• Source data:
• • • •

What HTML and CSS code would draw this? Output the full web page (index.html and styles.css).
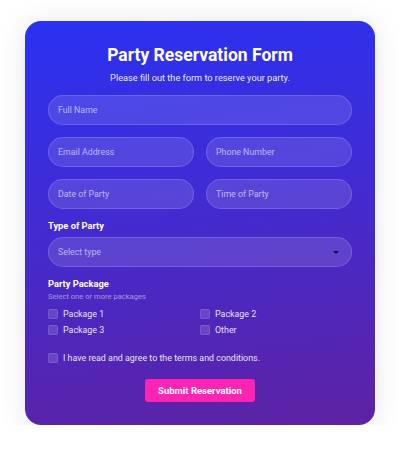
FILE: index.html
```html
<!DOCTYPE html>
<html lang="en">
<head>
<meta charset="utf-8">
<title>Party Reservation Form</title>
<link rel="stylesheet" href="styles.css">
</head>
<body>
<form class="card">
  <h1 class="title">Party Reservation Form</h1>
  <p class="subtitle">Please fill out the form to reserve your party.</p>
  <div class="fields">
    <input class="field" type="text" placeholder="Full Name">
    <div class="row">
      <input class="field" type="text" placeholder="Email Address">
      <input class="field" type="text" placeholder="Phone Number">
    </div>
    <div class="row">
      <input class="field" type="text" placeholder="Date of Party">
      <input class="field" type="text" placeholder="Time of Party">
    </div>
  </div>
  <div class="label">Type of Party</div>
  <div class="select">
    <span class="select-text">Select type</span>
    <span class="caret"></span>
  </div>
  <div class="label label-pkg">Party Package</div>
  <div class="hint">Select one or more packages</div>
  <div class="packages">
    <label class="check"><span class="box"></span>Package 1</label>
    <label class="check"><span class="box"></span>Package 2</label>
    <label class="check"><span class="box"></span>Package 3</label>
    <label class="check"><span class="box"></span>Other</label>
  </div>
  <label class="check terms"><span class="box"></span>I have read and agree to the terms and conditions.</label>
  <div class="actions">
    <button class="submit" type="button">Submit Reservation</button>
  </div>
</form>
</body>
</html>
```
FILE: styles.css
```css
* { box-sizing: border-box; }
html, body { margin: 0; padding: 0; background: #ffffff; }
body {
  font-family: Roboto, "Lato", sans-serif;
  color: #fff;
  padding-top: 21px;
}
.card {
  width: 350px;
  margin: 0 auto;
  height: 404px;
  padding: 23px 23px 23px;
  border-radius: 16px;
  background: linear-gradient(172deg, #2a31f2 0%, #3f2cd6 40%, #5e22a2 100%);
  box-shadow: 0 2px 30px rgba(0,0,0,0.11);
  display: flex;
  flex-direction: column;
}
.title {
  margin: 0;
  font-size: 17.5px;
  line-height: 22px;
  font-weight: 700;
  text-align: center;
}
.subtitle {
  margin: 5px 0 0;
  font-size: 9.2px;
  line-height: 14px;
  text-align: center;
  color: rgba(255,255,255,0.92);
}
.fields {
  margin-top: 10px;
  display: flex;
  flex-direction: column;
  gap: 12px;
}
.row {
  display: grid;
  grid-template-columns: 1fr 1fr;
  gap: 12px;
}
.field, .select {
  height: 30px;
  width: 100%;
  border-radius: 15px;
  border: 1px solid rgba(255,255,255,0.16);
  background: rgba(255,255,255,0.12);
  padding: 0 9px;
  font-family: inherit;
  font-size: 8.8px;
  color: #fff;
  outline: none;
}
.field::placeholder { color: rgba(255,255,255,0.62); }
.label {
  margin-top: 11px;
  font-size: 9.3px;
  line-height: 12px;
  font-weight: 700;
}
.select {
  margin-top: 5px;
  display: flex;
  align-items: center;
  justify-content: space-between;
  padding: 0 10px 0 9px;
}
.select-text { color: rgba(255,255,255,0.6); }
.caret {
  width: 0; height: 0;
  border-left: 3px solid transparent;
  border-right: 3px solid transparent;
  border-top: 3px solid #14123a;
  margin-right: 2px;
}
.hint {
  margin-top: 2px;
  font-size: 7.6px;
  line-height: 10px;
  color: rgba(255,255,255,0.5);
}
.packages {
  margin-top: 5px;
  display: grid;
  grid-template-columns: 1fr 1fr;
  row-gap: 2px;
}
.check {
  display: flex;
  align-items: center;
  gap: 5px;
  height: 14px;
  font-size: 8.9px;
  color: rgba(255,255,255,0.9);
}
.box {
  width: 10px;
  height: 10px;
  border-radius: 2px;
  background: rgba(255,255,255,0.14);
  border: 1px solid rgba(255,255,255,0.12);
  flex: none;
}
.terms { margin-top: 14px; }
.actions {
  margin-top: 14px;
  display: flex;
  justify-content: center;
}
.submit {
  height: 23px;
  padding: 0 13px;
  border: none;
  border-radius: 3px;
  background: #fc24b3;
  color: #fff;
  font-family: inherit;
  font-size: 9.5px;
  font-weight: 700;
}
```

• • • •

• Do this: Skip every picture and transcribe the data above exactly.

• Exercise answer:
What HTML and CSS code would draw this? Output the full web page (index.html and styles.css).
FILE: index.html
```html
<!DOCTYPE html>
<html lang="en">
<head>
<meta charset="utf-8">
<title>Party Reservation Form</title>
<link rel="stylesheet" href="styles.css">
</head>
<body>
<form class="card">
  <h1 class="title">Party Reservation Form</h1>
  <p class="subtitle">Please fill out the form to reserve your party.</p>
  <div class="fields">
    <input class="field" type="text" placeholder="Full Name">
    <div class="row">
      <input class="field" type="text" placeholder="Email Address">
      <input class="field" type="text" placeholder="Phone Number">
    </div>
    <div class="row">
      <input class="field" type="text" placeholder="Date of Party">
      <input class="field" type="text" placeholder="Time of Party">
    </div>
  </div>
  <div class="label">Type of Party</div>
  <div class="select">
    <span class="select-text">Select type</span>
    <span class="caret"></span>
  </div>
  <div class="label label-pkg">Party Package</div>
  <div class="hint">Select one or more packages</div>
  <div class="packages">
    <label class="check"><span class="box"></span>Package 1</label>
    <label class="check"><span class="box"></span>Package 2</label>
    <label class="check"><span class="box"></span>Package 3</label>
    <label class="check"><span class="box"></span>Other</label>
  </div>
  <label class="check terms"><span class="box"></span>I have read and agree to the terms and conditions.</label>
  <div class="actions">
    <button class="submit" type="button">Submit Reservation</button>
  </div>
</form>
</body>
</html>
```
FILE: styles.css
```css
* { box-sizing: border-box; }
html, body { margin: 0; padding: 0; background: #ffffff; }
body {
  font-family: Roboto, "Lato", sans-serif;
  color: #fff;
  padding-top: 21px;
}
.card {
  width: 350px;
  margin: 0 auto;
  height: 404px;
  padding: 23px 23px 23px;
  border-radius: 16px;
  background: linear-gradient(172deg, #2a31f2 0%, #3f2cd6 40%, #5e22a2 100%);
  box-shadow: 0 2px 30px rgba(0,0,0,0.11);
  display: flex;
  flex-direction: column;
}
.title {
  margin: 0;
  font-size: 17.5px;
  line-height: 22px;
  font-weight: 700;
  text-align: center;
}
.subtitle {
  margin: 5px 0 0;
  font-size: 9.2px;
  line-height: 14px;
  text-align: center;
  color: rgba(255,255,255,0.92);
}
.fields {
  margin-top: 10px;
  display: flex;
  flex-direction: column;
  gap: 12px;
}
.row {
  display: grid;
  grid-template-columns: 1fr 1fr;
  gap: 12px;
}
.field, .select {
  height: 30px;
  width: 100%;
  border-radius: 15px;
  border: 1px solid rgba(255,255,255,0.16);
  background: rgba(255,255,255,0.12);
  padding: 0 9px;
  font-family: inherit;
  font-size: 8.8px;
  color: #fff;
  outline: none;
}
.field::placeholder { color: rgba(255,255,255,0.62); }
.label {
  margin-top: 11px;
  font-size: 9.3px;
  line-height: 12px;
  font-weight: 700;
}
.select {
  margin-top: 5px;
  display: flex;
  align-items: center;
  justify-content: space-between;
  padding: 0 10px 0 9px;
}
.select-text { color: rgba(255,255,255,0.6); }
.caret {
  width: 0; height: 0;
  border-left: 3px solid transparent;
  border-right: 3px solid transparent;
  border-top: 3px solid #14123a;
  margin-right: 2px;
}
.hint {
  margin-top: 2px;
  font-size: 7.6px;
  line-height: 10px;
  color: rgba(255,255,255,0.5);
}
.packages {
  margin-top: 5px;
  display: grid;
  grid-template-columns: 1fr 1fr;
  row-gap: 2px;
}
.check {
  display: flex;
  align-items: center;
  gap: 5px;
  height: 14px;
  font-size: 8.9px;
  color: rgba(255,255,255,0.9);
}
.box {
  width: 10px;
  height: 10px;
  border-radius: 2px;
  background: rgba(255,255,255,0.14);
  border: 1px solid rgba(255,255,255,0.12);
  flex: none;
}
.terms { margin-top: 14px; }
.actions {
  margin-top: 14px;
  display: flex;
  justify-content: center;
}
.submit {
  height: 23px;
  padding: 0 13px;
  border: none;
  border-radius: 3px;
  background: #fc24b3;
  color: #fff;
  font-family: inherit;
  font-size: 9.5px;
  font-weight: 700;
}
```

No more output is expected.